◆ DATASET EXTRACT:
=======

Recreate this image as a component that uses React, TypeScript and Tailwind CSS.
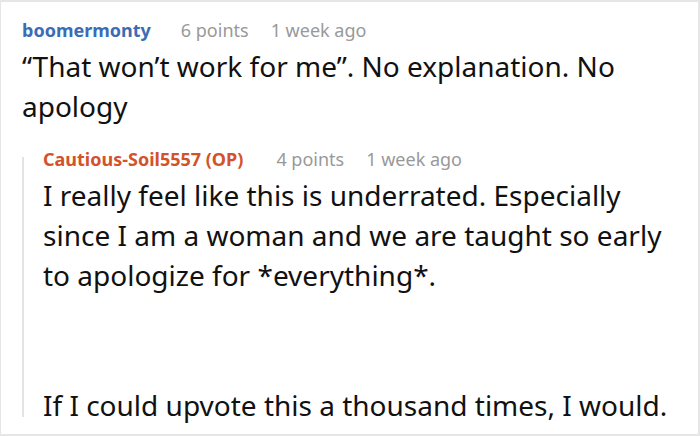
const font = { fontFamily: '"Noto Sans", "Open Sans", sans-serif' };

function Meta({ author, color, points, age, authorGap }: { author: string; color: string; points: string; age: string; authorGap: string }) {
  return (
    <div className="flex items-baseline text-[18px] leading-[24px]">
      <span className={`font-bold ${color}`}>{author}</span>
      <span className={`${authorGap} text-[#999999]`}>{points}</span>
      <span className="ml-[22px] text-[#999999]">{age}</span>
    </div>
  );
}

export default function App() {
  return (
    <div className="h-[436px] w-[700px] overflow-hidden bg-white" style={font}>
      <div className="h-full w-full border-t-2 border-r-2 border-b-2 border-l border-[#e6e6e6] pl-[21px] pt-[16px]">
        <Meta author="boomermonty" color="text-[#3b6cb5]" points="6 points" age="1 week ago" authorGap="ml-[30px]" />
        <p className="mt-[4px] text-[28px] leading-[40px] text-[#111111]">
          “That won’t work for me”. No explanation. No apology
        </p>
        <div className="mt-[21px] flex items-start">
          <div className="mt-[10px] h-[260px] w-[2px] shrink-0 bg-[#e3e3e3]" />
          <div className="pl-[19px]">
            <Meta author="Cautious-Soil5557 (OP)" color="text-[#d4522a]" points="4 points" age="1 week ago" authorGap="ml-[33px]" />
            <p className="mt-[4px] w-[640px] text-[28px] leading-[40px] text-[#111111]">
              I really feel like this is underrated. Especially since I am a woman and we are taught so early to apologize for *everything*.
            </p>
            <p className="mt-[90px] text-[28px] leading-[40px] text-[#111111]">
              If I could upvote this a thousand times, I would.
            </p>
          </div>
        </div>
      </div>
    </div>
  );
}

=======

Find each line holding "this". Copy it out.

Recreate this image as a component that uses React, TypeScript and Tailwind CSS.
              I really feel like this is underrated. Especially since I am a woman and we are taught so early to apologize for *everything*.
              If I could upvote this a thousand times, I would.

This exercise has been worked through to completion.